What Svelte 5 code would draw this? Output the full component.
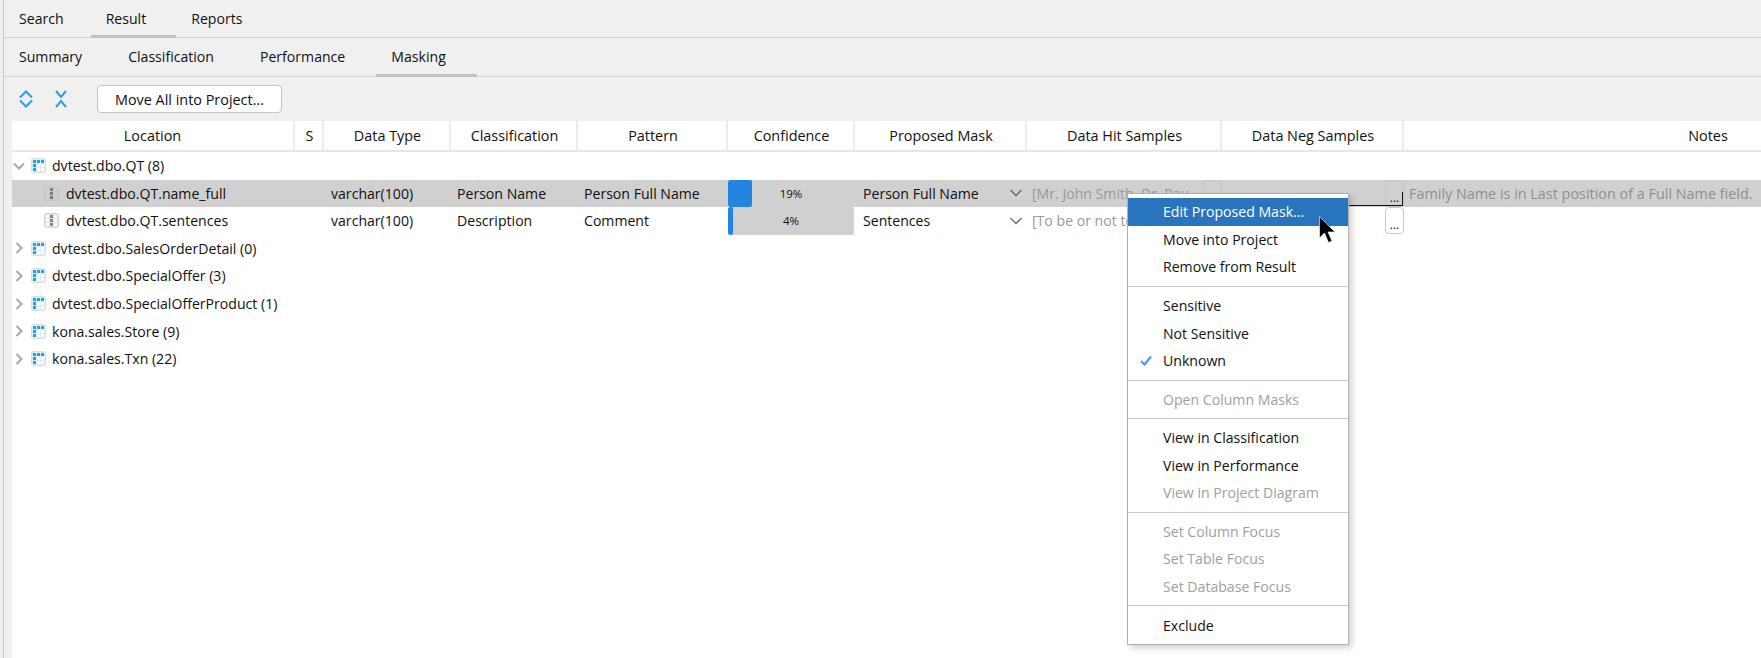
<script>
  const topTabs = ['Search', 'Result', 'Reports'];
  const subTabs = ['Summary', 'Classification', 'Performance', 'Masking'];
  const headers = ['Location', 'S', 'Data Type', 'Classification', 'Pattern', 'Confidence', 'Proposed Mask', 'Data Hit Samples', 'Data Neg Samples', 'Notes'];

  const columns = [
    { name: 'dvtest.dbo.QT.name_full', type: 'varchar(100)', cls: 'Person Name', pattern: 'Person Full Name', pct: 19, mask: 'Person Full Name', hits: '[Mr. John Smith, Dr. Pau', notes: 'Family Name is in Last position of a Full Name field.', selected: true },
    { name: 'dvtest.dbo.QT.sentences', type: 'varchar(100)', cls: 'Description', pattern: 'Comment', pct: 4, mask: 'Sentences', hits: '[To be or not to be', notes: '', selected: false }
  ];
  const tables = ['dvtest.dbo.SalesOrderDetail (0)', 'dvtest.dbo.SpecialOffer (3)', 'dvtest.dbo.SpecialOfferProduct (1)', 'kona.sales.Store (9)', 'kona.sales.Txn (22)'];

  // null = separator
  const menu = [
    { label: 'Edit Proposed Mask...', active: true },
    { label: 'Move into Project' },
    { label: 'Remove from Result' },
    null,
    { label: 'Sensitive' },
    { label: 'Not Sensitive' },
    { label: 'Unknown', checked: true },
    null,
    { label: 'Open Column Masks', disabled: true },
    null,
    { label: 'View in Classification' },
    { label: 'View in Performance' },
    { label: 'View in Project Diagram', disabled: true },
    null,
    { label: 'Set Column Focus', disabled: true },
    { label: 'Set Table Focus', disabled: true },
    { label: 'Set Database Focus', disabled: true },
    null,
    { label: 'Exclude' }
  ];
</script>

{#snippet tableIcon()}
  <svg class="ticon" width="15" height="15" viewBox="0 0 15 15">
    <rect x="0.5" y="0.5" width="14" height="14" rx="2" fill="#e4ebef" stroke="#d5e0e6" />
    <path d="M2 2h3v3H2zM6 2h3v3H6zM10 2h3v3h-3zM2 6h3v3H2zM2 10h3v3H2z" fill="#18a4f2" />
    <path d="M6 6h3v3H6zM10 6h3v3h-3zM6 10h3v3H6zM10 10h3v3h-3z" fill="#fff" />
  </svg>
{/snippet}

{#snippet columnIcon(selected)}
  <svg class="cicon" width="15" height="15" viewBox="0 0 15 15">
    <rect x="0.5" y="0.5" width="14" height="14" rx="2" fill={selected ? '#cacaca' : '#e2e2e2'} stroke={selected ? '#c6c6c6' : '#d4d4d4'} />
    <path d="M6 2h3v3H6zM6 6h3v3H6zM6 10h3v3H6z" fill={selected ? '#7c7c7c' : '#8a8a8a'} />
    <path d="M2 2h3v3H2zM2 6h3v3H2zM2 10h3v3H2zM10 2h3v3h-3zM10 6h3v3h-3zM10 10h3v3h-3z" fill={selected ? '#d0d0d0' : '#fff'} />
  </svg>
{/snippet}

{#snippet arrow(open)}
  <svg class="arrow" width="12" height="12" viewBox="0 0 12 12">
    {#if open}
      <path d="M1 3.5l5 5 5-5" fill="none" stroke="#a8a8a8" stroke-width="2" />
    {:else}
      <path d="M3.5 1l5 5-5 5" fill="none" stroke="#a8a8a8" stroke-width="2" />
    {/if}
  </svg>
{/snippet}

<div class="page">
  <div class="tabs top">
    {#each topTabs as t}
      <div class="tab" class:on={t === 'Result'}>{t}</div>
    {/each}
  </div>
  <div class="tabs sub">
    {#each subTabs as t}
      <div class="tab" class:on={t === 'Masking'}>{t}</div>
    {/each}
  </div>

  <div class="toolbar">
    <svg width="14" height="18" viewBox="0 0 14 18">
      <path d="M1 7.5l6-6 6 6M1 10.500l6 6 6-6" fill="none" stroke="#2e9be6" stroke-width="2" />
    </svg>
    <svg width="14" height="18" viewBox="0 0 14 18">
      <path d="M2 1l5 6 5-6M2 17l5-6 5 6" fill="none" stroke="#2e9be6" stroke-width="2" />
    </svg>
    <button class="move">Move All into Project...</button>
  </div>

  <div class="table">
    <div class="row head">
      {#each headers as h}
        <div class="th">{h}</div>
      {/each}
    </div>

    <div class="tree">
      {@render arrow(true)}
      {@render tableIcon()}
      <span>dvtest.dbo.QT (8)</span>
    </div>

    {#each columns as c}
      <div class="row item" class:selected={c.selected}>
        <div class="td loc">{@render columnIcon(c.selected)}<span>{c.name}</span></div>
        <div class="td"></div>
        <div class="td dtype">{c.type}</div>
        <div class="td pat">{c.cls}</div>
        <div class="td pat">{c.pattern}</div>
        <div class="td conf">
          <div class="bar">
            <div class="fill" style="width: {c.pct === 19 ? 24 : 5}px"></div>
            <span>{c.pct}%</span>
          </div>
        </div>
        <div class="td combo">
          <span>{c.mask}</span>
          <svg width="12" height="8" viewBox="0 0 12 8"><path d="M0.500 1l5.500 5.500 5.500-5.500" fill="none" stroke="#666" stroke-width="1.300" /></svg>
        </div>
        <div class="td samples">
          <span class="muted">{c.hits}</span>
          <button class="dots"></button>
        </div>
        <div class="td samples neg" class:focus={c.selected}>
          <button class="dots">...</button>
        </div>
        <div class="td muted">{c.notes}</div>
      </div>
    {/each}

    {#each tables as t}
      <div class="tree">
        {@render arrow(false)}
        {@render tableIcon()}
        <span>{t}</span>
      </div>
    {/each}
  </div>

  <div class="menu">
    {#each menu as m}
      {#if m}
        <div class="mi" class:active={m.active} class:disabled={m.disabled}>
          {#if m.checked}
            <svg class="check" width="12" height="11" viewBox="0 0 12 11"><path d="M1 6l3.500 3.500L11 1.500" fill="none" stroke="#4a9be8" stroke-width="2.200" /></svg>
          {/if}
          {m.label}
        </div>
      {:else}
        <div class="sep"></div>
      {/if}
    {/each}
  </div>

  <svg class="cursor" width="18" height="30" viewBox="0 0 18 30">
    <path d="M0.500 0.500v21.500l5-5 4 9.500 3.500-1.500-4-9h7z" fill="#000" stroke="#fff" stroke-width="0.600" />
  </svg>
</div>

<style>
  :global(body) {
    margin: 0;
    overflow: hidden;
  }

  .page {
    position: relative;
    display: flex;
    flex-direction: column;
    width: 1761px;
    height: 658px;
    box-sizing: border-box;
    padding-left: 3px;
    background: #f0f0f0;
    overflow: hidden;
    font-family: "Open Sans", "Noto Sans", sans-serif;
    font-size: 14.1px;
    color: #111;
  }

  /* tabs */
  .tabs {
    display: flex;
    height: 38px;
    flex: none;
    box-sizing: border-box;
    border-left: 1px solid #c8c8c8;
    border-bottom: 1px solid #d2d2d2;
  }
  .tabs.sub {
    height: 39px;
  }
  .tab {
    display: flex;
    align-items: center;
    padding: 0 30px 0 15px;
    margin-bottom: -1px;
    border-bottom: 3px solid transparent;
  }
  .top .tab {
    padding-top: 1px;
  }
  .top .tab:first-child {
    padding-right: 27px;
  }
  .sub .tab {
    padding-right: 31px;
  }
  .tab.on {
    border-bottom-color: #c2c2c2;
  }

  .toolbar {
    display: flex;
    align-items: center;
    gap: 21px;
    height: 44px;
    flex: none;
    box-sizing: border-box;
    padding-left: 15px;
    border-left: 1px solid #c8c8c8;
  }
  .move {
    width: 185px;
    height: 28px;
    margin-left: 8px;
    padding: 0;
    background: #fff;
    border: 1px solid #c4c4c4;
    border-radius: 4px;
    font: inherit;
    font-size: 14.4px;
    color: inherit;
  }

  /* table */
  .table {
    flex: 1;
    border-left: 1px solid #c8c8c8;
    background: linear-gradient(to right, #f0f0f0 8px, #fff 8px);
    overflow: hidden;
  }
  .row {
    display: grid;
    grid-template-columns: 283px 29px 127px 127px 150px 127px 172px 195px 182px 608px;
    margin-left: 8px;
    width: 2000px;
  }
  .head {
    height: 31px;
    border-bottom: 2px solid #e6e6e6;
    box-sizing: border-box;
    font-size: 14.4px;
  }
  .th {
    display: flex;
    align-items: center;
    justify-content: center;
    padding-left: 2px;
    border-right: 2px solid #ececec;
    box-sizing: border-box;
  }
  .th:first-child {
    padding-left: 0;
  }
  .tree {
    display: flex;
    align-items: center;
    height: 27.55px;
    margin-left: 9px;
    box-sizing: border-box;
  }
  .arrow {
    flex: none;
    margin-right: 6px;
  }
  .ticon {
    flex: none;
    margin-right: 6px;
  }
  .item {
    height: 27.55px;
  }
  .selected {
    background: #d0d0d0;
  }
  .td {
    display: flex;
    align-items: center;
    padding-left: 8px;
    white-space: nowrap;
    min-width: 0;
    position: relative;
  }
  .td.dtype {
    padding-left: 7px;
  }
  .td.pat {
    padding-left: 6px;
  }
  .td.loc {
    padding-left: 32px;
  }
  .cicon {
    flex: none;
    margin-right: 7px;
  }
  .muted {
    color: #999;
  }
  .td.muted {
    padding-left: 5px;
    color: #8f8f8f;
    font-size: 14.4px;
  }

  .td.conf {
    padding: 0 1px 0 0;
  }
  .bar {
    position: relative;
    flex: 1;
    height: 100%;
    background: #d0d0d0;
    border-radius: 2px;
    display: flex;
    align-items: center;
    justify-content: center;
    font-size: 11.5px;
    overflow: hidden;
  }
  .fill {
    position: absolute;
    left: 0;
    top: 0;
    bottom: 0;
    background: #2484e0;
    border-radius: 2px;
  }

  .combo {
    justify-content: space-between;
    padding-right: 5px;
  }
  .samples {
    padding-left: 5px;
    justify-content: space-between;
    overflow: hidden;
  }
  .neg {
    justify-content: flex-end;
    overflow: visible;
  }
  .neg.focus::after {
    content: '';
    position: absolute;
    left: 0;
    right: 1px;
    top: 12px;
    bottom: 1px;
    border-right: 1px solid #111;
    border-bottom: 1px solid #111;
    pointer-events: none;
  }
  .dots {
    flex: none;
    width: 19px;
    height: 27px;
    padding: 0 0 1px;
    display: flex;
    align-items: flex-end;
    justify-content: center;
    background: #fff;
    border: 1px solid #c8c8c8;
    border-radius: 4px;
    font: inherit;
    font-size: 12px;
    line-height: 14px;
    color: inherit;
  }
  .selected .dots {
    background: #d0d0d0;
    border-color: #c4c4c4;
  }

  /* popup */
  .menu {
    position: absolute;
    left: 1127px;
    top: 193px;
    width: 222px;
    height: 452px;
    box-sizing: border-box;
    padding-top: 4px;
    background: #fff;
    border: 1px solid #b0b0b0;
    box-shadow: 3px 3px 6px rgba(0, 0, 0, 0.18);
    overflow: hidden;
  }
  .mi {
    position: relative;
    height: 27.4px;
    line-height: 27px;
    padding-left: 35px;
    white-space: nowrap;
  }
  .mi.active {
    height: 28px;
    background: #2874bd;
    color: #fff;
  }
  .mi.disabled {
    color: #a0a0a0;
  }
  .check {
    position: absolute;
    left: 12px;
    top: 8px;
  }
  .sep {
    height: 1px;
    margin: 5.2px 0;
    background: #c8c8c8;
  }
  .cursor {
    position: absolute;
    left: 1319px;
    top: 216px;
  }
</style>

**Task to carry out**. Leave out the pictures. Transcribe only the lines above, from the first through the one that contains "const headers = ['Location', 'S', 'Data".

**The result**.
What Svelte 5 code would draw this? Output the full component.
<script>
  const topTabs = ['Search', 'Result', 'Reports'];
  const subTabs = ['Summary', 'Classification', 'Performance', 'Masking'];
  const headers = ['Location', 'S', 'Data Type', 'Classification', 'Pattern', 'Confidence', 'Proposed Mask', 'Data Hit Samples', 'Data Neg Samples', 'Notes'];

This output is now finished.